This past weekend, I attended the Campus-Community Partnership for Sustainability's second annual Earth day conference held this year at Eastern Kentucky University. For more about the partnership check out the website: http://www.greencampusky.org/
Before returning home, I swung up to northern Kentucky, to the Gateway Community and Technical College Boone Campus in Florence, KY for a meeting of the KCTCS Educational Technology Solutions work group. We were treated to a demonstration of some really kick-ass technology that literally brings images bouncing off the screen at you.
Both the conference at EKU and the work group meeting at GCTC involved dedicated educators and other serious-minded individuals concerned about what the future holds for Kentuckians and how best to prepare for that future.
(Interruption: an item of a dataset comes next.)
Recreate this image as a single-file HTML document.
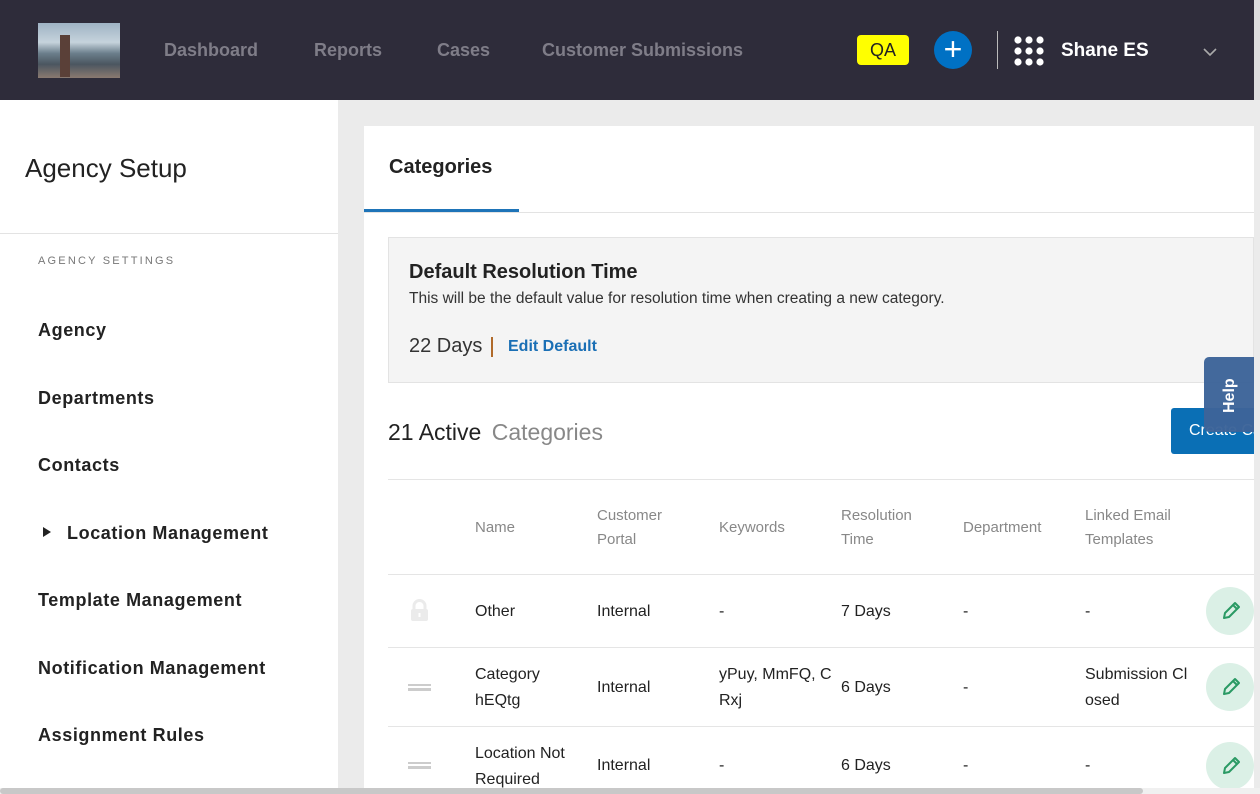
<!DOCTYPE html>
<html><head><style>
*{margin:0;padding:0;box-sizing:border-box}
body{width:1260px;height:794px;overflow:hidden;background:#ebebeb;font-family:"Liberation Sans",sans-serif;position:relative;color:#222}
.abs{position:absolute;white-space:nowrap}
.hdr{position:absolute;left:0;top:0;width:1254px;height:100px;background:#2e2c3a}
.nav{position:absolute;top:40px;font-size:18px;font-weight:bold;color:#7f7d88}
.side{position:absolute;left:0;top:100px;width:338px;height:694px;background:#fff}
.si{position:absolute;left:38px;font-size:18px;font-weight:bold;color:#222;letter-spacing:.6px}
.card{position:absolute;left:364px;top:126px;width:890px;height:668px;background:#fff}
.th{position:absolute;font-size:15px;color:#888;line-height:24px}
.td{position:absolute;font-size:16px;color:#222;line-height:26px}
.hl{position:absolute;left:388px;width:866px;height:1px;background:#e5e5e5}
.pen{position:absolute;left:1206px;width:48px;height:48px;border-radius:50%;background:#dbf0e6}
.drag{position:absolute;left:408px;width:23px;height:7px;border-top:2px solid #ccc;border-bottom:2px solid #ccc}
.drag:after{content:"";position:absolute;left:0;right:0;top:1.5px;height:1px;background:#ccc}
</style></head><body>
<div class="hdr"></div>
<div class="abs" style="left:1254px;top:0;width:6px;height:100px;background:#ddd"></div>
<div class="abs" style="left:38px;top:23px;width:82px;height:55px;background:linear-gradient(180deg,#9fb3c4 0%,#c6d3dc 35%,#6c7f8c 55%,#4b5660 75%,#8a7a70 100%)"></div>
<div class="abs" style="left:60px;top:35px;width:10px;height:42px;background:#5a4038"></div>
<div class="nav" style="left:164px">Dashboard</div>
<div class="nav" style="left:314px">Reports</div>
<div class="nav" style="left:437px">Cases</div>
<div class="nav" style="left:542px">Customer Submissions</div>
<div class="abs" style="left:857px;top:35px;width:52px;height:30px;background:#ffff00;border-radius:4px;color:#222;font-size:18px;text-align:center;line-height:30px">QA</div>
<div class="abs" style="left:934px;top:31px;width:38px;height:38px;background:#0071c4;border-radius:50%;color:#fff;font-size:32px;text-align:center;line-height:36px">+</div>
<div class="abs" style="left:997px;top:31px;width:1px;height:38px;background:#bbb"></div>
<svg class="abs" style="left:1014px;top:36px" width="32" height="30"><g fill="#fff">
<circle cx="4" cy="4" r="3.6"/><circle cx="15" cy="4" r="3.6"/><circle cx="26" cy="4" r="3.6"/>
<circle cx="4" cy="15" r="3.6"/><circle cx="15" cy="15" r="3.6"/><circle cx="26" cy="15" r="3.6"/>
<circle cx="4" cy="26" r="3.6"/><circle cx="15" cy="26" r="3.6"/><circle cx="26" cy="26" r="3.6"/></g></svg>
<div class="abs" style="left:1061px;top:40px;color:#fff;font-size:19px;font-weight:bold">Shane ES</div>
<svg class="abs" style="left:1203px;top:47px" width="14" height="10"><path d="M1 2l6 6 6-6" stroke="#aaa" stroke-width="1.6" fill="none"/></svg>

<div class="side"></div>
<div class="abs" style="left:25px;top:153px;font-size:26px;color:#222">Agency Setup</div>
<div class="abs" style="left:0;top:233px;width:338px;height:1px;background:#e3e3e3"></div>
<div class="abs" style="left:38px;top:255px;font-size:11px;letter-spacing:2.2px;color:#777">AGENCY SETTINGS</div>
<div class="si" style="top:320px">Agency</div>
<div class="si" style="top:388px">Departments</div>
<div class="si" style="top:455px">Contacts</div>
<div class="si" style="top:523px;left:67px"><span style="position:absolute;left:-24px;top:4px;border-left:8px solid #222;border-top:5px solid transparent;border-bottom:5px solid transparent"></span>Location Management</div>
<div class="si" style="top:590px">Template Management</div>
<div class="si" style="top:658px">Notification Management</div>
<div class="si" style="top:725px">Assignment Rules</div>

<div class="card"></div>
<div class="abs" style="left:389px;top:156px;font-size:20px;font-weight:bold;color:#222">Categories</div>
<div class="abs" style="left:364px;top:212px;width:890px;height:1px;background:#e3e3e3"></div>
<div class="abs" style="left:364px;top:209px;width:155px;height:3px;background:#1e74b8"></div>
<div class="abs" style="left:388px;top:237px;width:866px;height:146px;background:#f4f4f4;border:1px solid #e3e3e3"></div>
<div class="abs" style="left:409px;top:261px;font-size:20px;font-weight:bold;color:#222">Default Resolution Time</div>
<div class="abs" style="left:409px;top:290px;font-size:15.5px;color:#333">This will be the default value for resolution time when creating a new category.</div>
<div class="abs" style="left:409px;top:335px;font-size:20px;color:#333">22 Days</div>
<div class="abs" style="left:491px;top:337px;width:2px;height:20px;background:#b06a2a"></div>
<div class="abs" style="left:508px;top:338px;font-size:16px;font-weight:bold;color:#1a6fb5">Edit Default</div>
<div class="abs" style="left:388px;top:419px;font-size:23px;color:#222">21 Active <span style="color:#888;margin-left:4px">Categories</span></div>
<div class="abs" style="left:1171px;top:408px;width:83px;height:46px;background:#0a6fb5;border-radius:3px 0 0 3px;color:#fff;font-size:16px;line-height:46px;padding-left:18px;overflow:hidden">Create Ca</div>
<div class="abs" style="left:1204px;top:357px;width:50px;height:75px;background:#3d6499;border-radius:5px 0 0 5px;opacity:.97"></div>
<div class="abs" style="left:1221px;top:413px;color:#fff;font-size:16px;font-weight:bold;transform:rotate(-90deg);transform-origin:0 0">Help</div>

<div class="hl" style="top:479px"></div>
<div class="th" style="left:475px;top:516px">Name</div>
<div class="th" style="left:597px;top:504px">Customer<br>Portal</div>
<div class="th" style="left:719px;top:516px">Keywords</div>
<div class="th" style="left:841px;top:504px">Resolution<br>Time</div>
<div class="th" style="left:963px;top:516px">Department</div>
<div class="th" style="left:1085px;top:504px">Linked Email<br>Templates</div>
<div class="hl" style="top:574px"></div>

<svg class="abs" style="left:410px;top:599px" width="19" height="23"><path d="M4 10V7a5.5 5.5 0 0 1 11 0v3" stroke="#ebebeb" stroke-width="3" fill="none"/><rect x="1" y="10" width="17" height="12" rx="2" fill="#ebebeb"/><rect x="8.5" y="14" width="2" height="4" fill="#fff"/></svg>
<div class="td" style="left:475px;top:599px">Other</div>
<div class="td" style="left:597px;top:599px">Internal</div>
<div class="td" style="left:719px;top:599px">-</div>
<div class="td" style="left:841px;top:599px">7 Days</div>
<div class="td" style="left:963px;top:599px">-</div>
<div class="td" style="left:1085px;top:599px">-</div>
<div class="pen" style="top:587px"></div>
<div class="hl" style="top:647px"></div>

<div class="drag" style="top:684px"></div>
<div class="td" style="left:475px;top:662px">Category<br>hEQtg</div>
<div class="td" style="left:597px;top:675px">Internal</div>
<div class="td" style="left:719px;top:662px">yPuy, MmFQ, C<br>Rxj</div>
<div class="td" style="left:841px;top:675px">6 Days</div>
<div class="td" style="left:963px;top:675px">-</div>
<div class="td" style="left:1085px;top:662px">Submission Cl<br>osed</div>
<div class="pen" style="top:663px"></div>
<div class="hl" style="top:726px"></div>

<div class="drag" style="top:762px"></div>
<div class="td" style="left:475px;top:741px">Location Not<br>Required</div>
<div class="td" style="left:597px;top:753px">Internal</div>
<div class="td" style="left:719px;top:753px">-</div>
<div class="td" style="left:841px;top:753px">6 Days</div>
<div class="td" style="left:963px;top:753px">-</div>
<div class="td" style="left:1085px;top:753px">-</div>
<div class="pen" style="top:742px"></div>

<svg class="abs" style="left:1220px;top:600px" width="22" height="22"><path d="M4 18l1-5L15 3l4 4L9 17z M13 5l4 4" stroke="#2a9a64" stroke-width="2" fill="none" stroke-linejoin="round"/></svg>
<svg class="abs" style="left:1220px;top:676px" width="22" height="22"><path d="M4 18l1-5L15 3l4 4L9 17z M13 5l4 4" stroke="#2a9a64" stroke-width="2" fill="none" stroke-linejoin="round"/></svg>
<svg class="abs" style="left:1220px;top:755px" width="22" height="22"><path d="M4 18l1-5L15 3l4 4L9 17z M13 5l4 4" stroke="#2a9a64" stroke-width="2" fill="none" stroke-linejoin="round"/></svg>

<div class="abs" style="left:0;top:788px;width:1260px;height:6px;background:#f0f0f0"></div>
<div class="abs" style="left:0;top:788px;width:1143px;height:6px;background:#c8c8c8;border-radius:3px"></div>
</body></html>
But beyond that broad commonality, it was if these two events were held in different universes, not simply different towns in the same state.
In Richmond, at the Sustainability conference, sessions focused on issues such as how do we develop localized networks to grow and supply food, to supplant our reliance on international food chains which depend heavily on fossil fuels (and are vulnerable to problems such as the melamine contamination of grains that caused the recall of pet foods). In Florence at the Educational Technology Solutions (ETS) workgroup meeting, we talked about how to use high technology to integrate our students into a global job market.
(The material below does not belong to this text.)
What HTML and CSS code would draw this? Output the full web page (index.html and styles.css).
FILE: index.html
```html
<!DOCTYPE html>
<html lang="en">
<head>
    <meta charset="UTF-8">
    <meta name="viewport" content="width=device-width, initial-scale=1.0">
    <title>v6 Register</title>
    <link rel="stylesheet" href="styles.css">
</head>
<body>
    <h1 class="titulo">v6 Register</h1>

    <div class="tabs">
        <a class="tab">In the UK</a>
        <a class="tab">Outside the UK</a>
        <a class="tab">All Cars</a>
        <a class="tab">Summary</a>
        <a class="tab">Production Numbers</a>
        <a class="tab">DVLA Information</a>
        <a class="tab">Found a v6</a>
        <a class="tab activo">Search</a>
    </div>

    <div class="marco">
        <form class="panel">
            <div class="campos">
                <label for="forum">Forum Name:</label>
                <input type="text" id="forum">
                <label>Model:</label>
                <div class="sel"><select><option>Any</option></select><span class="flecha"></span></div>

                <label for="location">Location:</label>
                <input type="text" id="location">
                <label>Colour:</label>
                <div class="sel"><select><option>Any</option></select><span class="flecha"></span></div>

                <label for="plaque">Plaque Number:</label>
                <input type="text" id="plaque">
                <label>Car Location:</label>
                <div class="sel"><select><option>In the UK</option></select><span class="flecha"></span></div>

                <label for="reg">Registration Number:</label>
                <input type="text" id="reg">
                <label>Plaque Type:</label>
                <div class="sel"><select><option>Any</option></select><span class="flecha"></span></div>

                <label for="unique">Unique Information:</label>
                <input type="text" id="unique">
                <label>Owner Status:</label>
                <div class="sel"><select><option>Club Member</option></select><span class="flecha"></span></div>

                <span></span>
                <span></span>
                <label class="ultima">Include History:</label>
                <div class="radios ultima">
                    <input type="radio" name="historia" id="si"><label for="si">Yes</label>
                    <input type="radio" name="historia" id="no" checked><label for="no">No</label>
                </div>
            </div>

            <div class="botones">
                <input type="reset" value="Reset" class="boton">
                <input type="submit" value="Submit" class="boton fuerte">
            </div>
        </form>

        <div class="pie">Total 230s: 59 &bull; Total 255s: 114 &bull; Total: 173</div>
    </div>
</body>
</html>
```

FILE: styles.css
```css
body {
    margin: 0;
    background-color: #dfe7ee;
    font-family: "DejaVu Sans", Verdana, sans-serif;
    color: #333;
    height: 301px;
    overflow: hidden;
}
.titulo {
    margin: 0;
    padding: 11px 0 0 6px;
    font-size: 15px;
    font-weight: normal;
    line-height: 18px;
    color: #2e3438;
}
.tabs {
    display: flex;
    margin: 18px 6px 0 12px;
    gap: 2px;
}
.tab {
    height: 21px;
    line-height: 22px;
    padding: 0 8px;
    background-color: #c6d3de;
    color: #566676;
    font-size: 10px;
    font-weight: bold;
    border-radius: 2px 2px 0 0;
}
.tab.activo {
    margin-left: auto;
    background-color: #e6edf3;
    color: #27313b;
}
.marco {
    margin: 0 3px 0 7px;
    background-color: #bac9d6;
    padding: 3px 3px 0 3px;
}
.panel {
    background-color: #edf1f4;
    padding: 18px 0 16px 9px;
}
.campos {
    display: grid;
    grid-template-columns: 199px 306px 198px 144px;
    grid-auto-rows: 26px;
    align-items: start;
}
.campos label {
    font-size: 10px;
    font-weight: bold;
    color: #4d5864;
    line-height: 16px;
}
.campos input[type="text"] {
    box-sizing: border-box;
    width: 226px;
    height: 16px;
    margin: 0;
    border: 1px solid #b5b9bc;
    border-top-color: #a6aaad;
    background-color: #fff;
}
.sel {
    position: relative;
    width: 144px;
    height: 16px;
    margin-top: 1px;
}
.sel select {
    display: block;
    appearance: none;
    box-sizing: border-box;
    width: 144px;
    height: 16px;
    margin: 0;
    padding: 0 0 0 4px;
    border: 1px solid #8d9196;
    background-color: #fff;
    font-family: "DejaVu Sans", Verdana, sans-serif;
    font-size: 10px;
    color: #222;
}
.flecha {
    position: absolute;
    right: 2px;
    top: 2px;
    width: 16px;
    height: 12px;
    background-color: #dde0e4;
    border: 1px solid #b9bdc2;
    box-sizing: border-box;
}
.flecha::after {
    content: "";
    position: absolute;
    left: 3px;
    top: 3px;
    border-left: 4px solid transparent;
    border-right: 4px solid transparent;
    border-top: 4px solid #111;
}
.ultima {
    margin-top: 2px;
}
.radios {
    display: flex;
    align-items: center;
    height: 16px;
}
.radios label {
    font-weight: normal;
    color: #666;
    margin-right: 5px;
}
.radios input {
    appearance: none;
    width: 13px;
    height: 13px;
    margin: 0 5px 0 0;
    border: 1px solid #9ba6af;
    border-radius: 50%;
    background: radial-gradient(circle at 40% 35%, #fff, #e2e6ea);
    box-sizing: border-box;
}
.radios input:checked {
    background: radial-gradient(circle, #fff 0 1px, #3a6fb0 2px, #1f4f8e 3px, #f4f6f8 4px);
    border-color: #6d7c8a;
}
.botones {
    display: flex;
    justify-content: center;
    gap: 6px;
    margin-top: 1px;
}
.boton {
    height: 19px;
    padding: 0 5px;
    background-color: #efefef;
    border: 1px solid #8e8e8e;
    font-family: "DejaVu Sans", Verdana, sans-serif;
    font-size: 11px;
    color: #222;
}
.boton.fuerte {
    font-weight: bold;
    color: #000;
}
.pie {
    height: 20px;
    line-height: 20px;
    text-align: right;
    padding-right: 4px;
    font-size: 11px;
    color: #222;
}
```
At the Richmond conference there was a session (presented by EKU students) that focused on plans for bike paths and walk ways to make it easier for folks in Madison county (where Richmond is located) to leave their cars behind and walk or ride to work, school and shop. In Florence, one participant described plans to provide all the top administrators at his college with the latest generation of high definition video conferencing in their offices and predicted (in all seriousness) that not only would the administrators use this to connect with people all over the world, but that it would allow them to talk to each other without the inconvenience of getting up and walking to the other end of campus.
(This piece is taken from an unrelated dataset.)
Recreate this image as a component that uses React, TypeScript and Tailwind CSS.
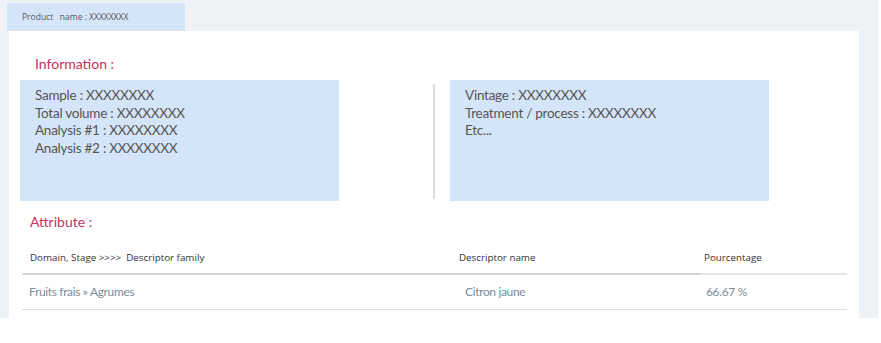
import React from 'react';

const infoLeft = [
  'Sample : XXXXXXXX',
  'Total volume : XXXXXXXX',
  'Analysis #1 : XXXXXXXX',
  'Analysis #2 : XXXXXXXX',
];

const infoRight = ['Vintage : XXXXXXXX', 'Treatment / process : XXXXXXXX', 'Etc...'];

const body = { fontFamily: 'Lato, "Open Sans", sans-serif' };
const head = { fontFamily: '"Open Sans", "Noto Sans", sans-serif' };

const InfoBox: React.FC<{ lines: string[] }> = ({ lines }) => (
  <div className="w-[319px] h-[121px] bg-[#d5e5f9] pl-[15px] pt-[7px] text-[13.5px] leading-[17.5px] tracking-[-0.25px] text-[#555555]">
    {lines.map((l) => (
      <div key={l}>{l}</div>
    ))}
  </div>
);

export default function App() {
  return (
    <div className="w-[878px] h-[318px] bg-[#eef2f6] pt-[3px]" style={body}>
      {/* Product tab */}
      <div
        className="ml-[7px] w-[178px] h-[28px] bg-[#d5e5f9] pl-[15px] flex items-center text-[8.5px] text-[#555555]"
        style={head}
      >
        Product&nbsp;&nbsp; name : XXXXXXXX
      </div>

      {/* Card */}
      <div className="ml-[9px] w-[850px] h-[287px] bg-white">
        <div className="pt-[24px] pl-[26px] text-[14px] leading-[18px] text-[#c2325e]">Information :</div>

        <div className="mt-[7px] ml-[11px] flex items-start">
          <InfoBox lines={infoLeft} />
          <div className="ml-[94px] mt-[4px] w-[2px] h-[115px] bg-[#dddddd]" />
          <div className="ml-[15px]">
            <InfoBox lines={infoRight} />
          </div>
        </div>

        <div className="mt-[12px] pl-[21px] text-[14px] leading-[18px] text-[#c2325e]">Attribute :</div>

        <div className="mt-[21px] ml-[13px] w-[825px]">
          <div className="flex h-[21px] items-start text-[9.8px] leading-[12px] text-[#333333]" style={head}>
            <div className="w-[428px] pl-[8px]">Domain, Stage &gt;&gt;&gt;&gt;&nbsp; Descriptor family</div>
            <div className="w-[245px] pl-[9px]">Descriptor name</div>
            <div className="flex-1 pl-[9px]">Pourcentage</div>
          </div>
          <div className="flex h-[2px]">
            <div className="w-[678px] bg-[#d6d6d6]" />
            <div className="flex-1 bg-[#e4e4e4]" />
          </div>
          <div className="flex h-[35px] items-center border-b border-[#dcdcdc] text-[12px] tracking-[-0.35px] text-[#7d8c99]">
            <div className="w-[428px] pl-[7px]">Fruits frais » Agrumes</div>
            <div className="w-[245px] pl-[15px]">Citron jaune</div>
            <div className="flex-1 pl-[11px]">66.67 %</div>
          </div>
        </div>
      </div>
    </div>
  );
}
You see -- different universes!!
I do not believe that the concerns of these two groups are necessarily totally at odds with each other. The work of the Campus-Community Partnership for Sustainability and the work of the Educational Technology Solutions work group, could benefit each other, could inform each other. That is it could if we could break them out of their separate universes and see that they are both trying to get a handle on the same future. Right now, even if the members of the two groups were to meet, I suspect that they would talk right past each other.
The Partnership for Sustainability people are talking about "how shall we live?" While the Educational Technology folks are talking about "how shall we get a living?" Neither group really recognizing that the two questions are inseparable from each other.